Work to be completed. Retype the whole listing, please, keeping every line exact and dropping the pictures.

Source data.
□ □ □ □ □
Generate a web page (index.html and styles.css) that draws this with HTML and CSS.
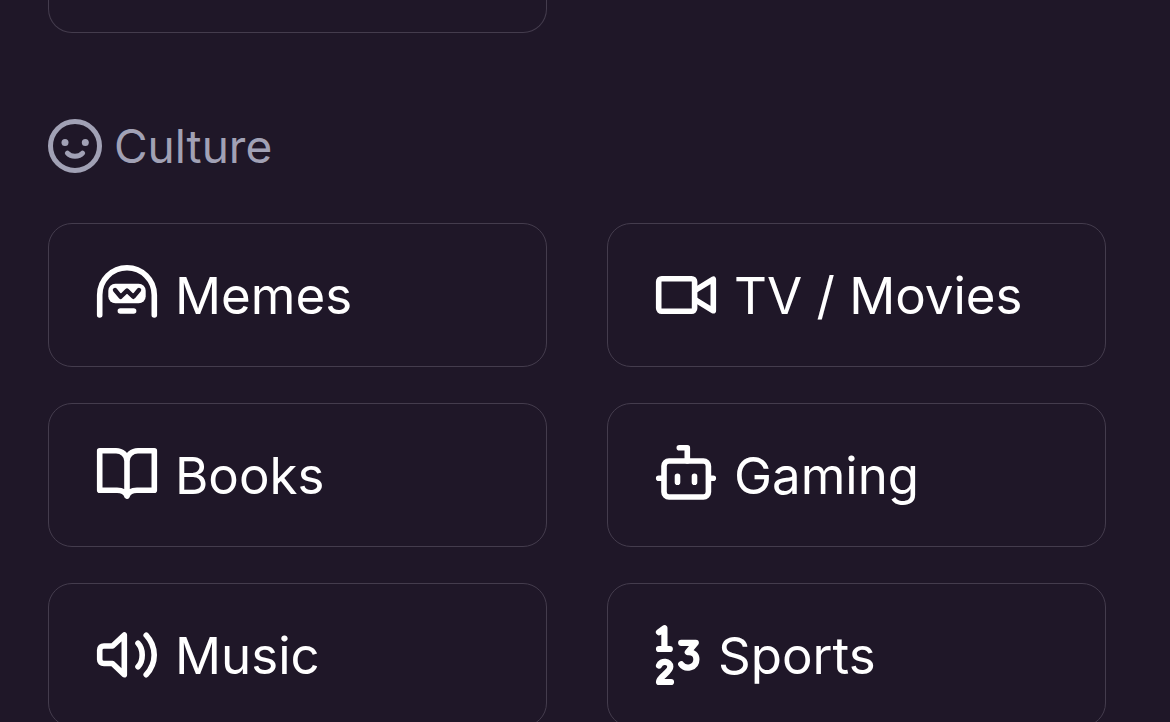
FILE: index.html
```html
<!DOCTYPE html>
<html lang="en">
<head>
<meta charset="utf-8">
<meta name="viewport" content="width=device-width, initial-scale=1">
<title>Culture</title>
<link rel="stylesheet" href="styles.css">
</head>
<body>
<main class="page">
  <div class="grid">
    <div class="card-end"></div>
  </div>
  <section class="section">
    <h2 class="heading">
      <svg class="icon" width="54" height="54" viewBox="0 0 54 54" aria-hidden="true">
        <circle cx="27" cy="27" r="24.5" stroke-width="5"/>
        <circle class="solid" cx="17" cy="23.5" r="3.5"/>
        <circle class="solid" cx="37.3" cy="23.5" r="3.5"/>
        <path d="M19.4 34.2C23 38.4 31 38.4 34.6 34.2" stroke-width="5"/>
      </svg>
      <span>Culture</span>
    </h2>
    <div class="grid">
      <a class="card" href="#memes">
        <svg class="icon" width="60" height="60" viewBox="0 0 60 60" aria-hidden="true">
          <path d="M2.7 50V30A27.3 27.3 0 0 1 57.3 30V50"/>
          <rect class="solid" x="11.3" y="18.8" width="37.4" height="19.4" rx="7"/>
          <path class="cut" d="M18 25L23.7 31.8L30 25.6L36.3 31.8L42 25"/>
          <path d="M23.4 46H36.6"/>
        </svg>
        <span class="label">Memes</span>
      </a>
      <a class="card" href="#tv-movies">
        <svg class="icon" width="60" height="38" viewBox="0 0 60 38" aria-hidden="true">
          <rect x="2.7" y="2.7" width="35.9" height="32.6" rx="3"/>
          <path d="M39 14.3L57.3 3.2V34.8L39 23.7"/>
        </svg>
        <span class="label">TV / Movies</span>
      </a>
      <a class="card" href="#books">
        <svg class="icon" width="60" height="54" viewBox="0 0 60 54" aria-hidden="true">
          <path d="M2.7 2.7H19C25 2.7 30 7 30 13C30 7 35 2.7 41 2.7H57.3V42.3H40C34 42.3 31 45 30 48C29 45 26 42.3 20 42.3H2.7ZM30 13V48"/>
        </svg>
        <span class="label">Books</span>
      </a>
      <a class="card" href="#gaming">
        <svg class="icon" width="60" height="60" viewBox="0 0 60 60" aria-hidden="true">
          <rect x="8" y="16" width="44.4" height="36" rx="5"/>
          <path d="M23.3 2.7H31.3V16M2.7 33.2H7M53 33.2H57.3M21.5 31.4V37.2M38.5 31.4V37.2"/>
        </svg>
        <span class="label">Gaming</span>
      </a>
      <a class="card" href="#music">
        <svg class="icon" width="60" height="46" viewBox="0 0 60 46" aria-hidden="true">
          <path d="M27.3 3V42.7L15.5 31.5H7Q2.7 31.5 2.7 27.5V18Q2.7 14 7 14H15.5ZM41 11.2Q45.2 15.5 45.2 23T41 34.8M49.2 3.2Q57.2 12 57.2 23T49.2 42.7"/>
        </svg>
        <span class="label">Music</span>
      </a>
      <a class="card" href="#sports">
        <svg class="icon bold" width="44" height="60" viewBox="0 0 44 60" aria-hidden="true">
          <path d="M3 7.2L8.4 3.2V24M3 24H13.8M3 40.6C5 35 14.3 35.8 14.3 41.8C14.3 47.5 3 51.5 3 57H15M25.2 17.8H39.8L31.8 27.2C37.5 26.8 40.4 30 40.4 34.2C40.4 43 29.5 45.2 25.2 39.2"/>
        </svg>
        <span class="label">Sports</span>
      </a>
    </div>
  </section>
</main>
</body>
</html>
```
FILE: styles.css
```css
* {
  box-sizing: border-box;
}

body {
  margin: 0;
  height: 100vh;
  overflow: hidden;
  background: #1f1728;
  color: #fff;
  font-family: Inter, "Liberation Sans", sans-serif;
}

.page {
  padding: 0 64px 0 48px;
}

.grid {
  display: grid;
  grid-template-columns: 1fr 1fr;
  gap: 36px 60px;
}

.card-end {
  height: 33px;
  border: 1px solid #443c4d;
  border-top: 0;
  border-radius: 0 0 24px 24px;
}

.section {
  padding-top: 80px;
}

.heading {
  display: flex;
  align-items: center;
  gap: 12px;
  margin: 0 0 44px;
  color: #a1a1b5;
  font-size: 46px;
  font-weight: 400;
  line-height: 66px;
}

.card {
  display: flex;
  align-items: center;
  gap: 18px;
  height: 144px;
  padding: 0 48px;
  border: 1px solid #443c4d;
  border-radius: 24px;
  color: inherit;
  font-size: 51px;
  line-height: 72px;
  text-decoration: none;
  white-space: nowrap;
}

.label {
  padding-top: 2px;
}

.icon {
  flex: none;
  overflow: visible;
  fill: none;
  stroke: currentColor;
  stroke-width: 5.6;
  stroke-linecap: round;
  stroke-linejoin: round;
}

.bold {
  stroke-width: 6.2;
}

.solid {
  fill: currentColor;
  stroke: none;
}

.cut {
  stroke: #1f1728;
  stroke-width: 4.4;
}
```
□ □ □ □ □
Problem solution.
Generate a web page (index.html and styles.css) that draws this with HTML and CSS.
FILE: index.html
```html
<!DOCTYPE html>
<html lang="en">
<head>
<meta charset="utf-8">
<meta name="viewport" content="width=device-width, initial-scale=1">
<title>Culture</title>
<link rel="stylesheet" href="styles.css">
</head>
<body>
<main class="page">
  <div class="grid">
    <div class="card-end"></div>
  </div>
  <section class="section">
    <h2 class="heading">
      <svg class="icon" width="54" height="54" viewBox="0 0 54 54" aria-hidden="true">
        <circle cx="27" cy="27" r="24.5" stroke-width="5"/>
        <circle class="solid" cx="17" cy="23.5" r="3.5"/>
        <circle class="solid" cx="37.3" cy="23.5" r="3.5"/>
        <path d="M19.4 34.2C23 38.4 31 38.4 34.6 34.2" stroke-width="5"/>
      </svg>
      <span>Culture</span>
    </h2>
    <div class="grid">
      <a class="card" href="#memes">
        <svg class="icon" width="60" height="60" viewBox="0 0 60 60" aria-hidden="true">
          <path d="M2.7 50V30A27.3 27.3 0 0 1 57.3 30V50"/>
          <rect class="solid" x="11.3" y="18.8" width="37.4" height="19.4" rx="7"/>
          <path class="cut" d="M18 25L23.7 31.8L30 25.6L36.3 31.8L42 25"/>
          <path d="M23.4 46H36.6"/>
        </svg>
        <span class="label">Memes</span>
      </a>
      <a class="card" href="#tv-movies">
        <svg class="icon" width="60" height="38" viewBox="0 0 60 38" aria-hidden="true">
          <rect x="2.7" y="2.7" width="35.9" height="32.6" rx="3"/>
          <path d="M39 14.3L57.3 3.2V34.8L39 23.7"/>
        </svg>
        <span class="label">TV / Movies</span>
      </a>
      <a class="card" href="#books">
        <svg class="icon" width="60" height="54" viewBox="0 0 60 54" aria-hidden="true">
          <path d="M2.7 2.7H19C25 2.7 30 7 30 13C30 7 35 2.7 41 2.7H57.3V42.3H40C34 42.3 31 45 30 48C29 45 26 42.3 20 42.3H2.7ZM30 13V48"/>
        </svg>
        <span class="label">Books</span>
      </a>
      <a class="card" href="#gaming">
        <svg class="icon" width="60" height="60" viewBox="0 0 60 60" aria-hidden="true">
          <rect x="8" y="16" width="44.4" height="36" rx="5"/>
          <path d="M23.3 2.7H31.3V16M2.7 33.2H7M53 33.2H57.3M21.5 31.4V37.2M38.5 31.4V37.2"/>
        </svg>
        <span class="label">Gaming</span>
      </a>
      <a class="card" href="#music">
        <svg class="icon" width="60" height="46" viewBox="0 0 60 46" aria-hidden="true">
          <path d="M27.3 3V42.7L15.5 31.5H7Q2.7 31.5 2.7 27.5V18Q2.7 14 7 14H15.5ZM41 11.2Q45.2 15.5 45.2 23T41 34.8M49.2 3.2Q57.2 12 57.2 23T49.2 42.7"/>
        </svg>
        <span class="label">Music</span>
      </a>
      <a class="card" href="#sports">
        <svg class="icon bold" width="44" height="60" viewBox="0 0 44 60" aria-hidden="true">
          <path d="M3 7.2L8.4 3.2V24M3 24H13.8M3 40.6C5 35 14.3 35.8 14.3 41.8C14.3 47.5 3 51.5 3 57H15M25.2 17.8H39.8L31.8 27.2C37.5 26.8 40.4 30 40.4 34.2C40.4 43 29.5 45.2 25.2 39.2"/>
        </svg>
        <span class="label">Sports</span>
      </a>
    </div>
  </section>
</main>
</body>
</html>
```
FILE: styles.css
```css
* {
  box-sizing: border-box;
}

body {
  margin: 0;
  height: 100vh;
  overflow: hidden;
  background: #1f1728;
  color: #fff;
  font-family: Inter, "Liberation Sans", sans-serif;
}

.page {
  padding: 0 64px 0 48px;
}

.grid {
  display: grid;
  grid-template-columns: 1fr 1fr;
  gap: 36px 60px;
}

.card-end {
  height: 33px;
  border: 1px solid #443c4d;
  border-top: 0;
  border-radius: 0 0 24px 24px;
}

.section {
  padding-top: 80px;
}

.heading {
  display: flex;
  align-items: center;
  gap: 12px;
  margin: 0 0 44px;
  color: #a1a1b5;
  font-size: 46px;
  font-weight: 400;
  line-height: 66px;
}

.card {
  display: flex;
  align-items: center;
  gap: 18px;
  height: 144px;
  padding: 0 48px;
  border: 1px solid #443c4d;
  border-radius: 24px;
  color: inherit;
  font-size: 51px;
  line-height: 72px;
  text-decoration: none;
  white-space: nowrap;
}

.label {
  padding-top: 2px;
}

.icon {
  flex: none;
  overflow: visible;
  fill: none;
  stroke: currentColor;
  stroke-width: 5.6;
  stroke-linecap: round;
  stroke-linejoin: round;
}

.bold {
  stroke-width: 6.2;
}

.solid {
  fill: currentColor;
  stroke: none;
}

.cut {
  stroke: #1f1728;
  stroke-width: 4.4;
}
```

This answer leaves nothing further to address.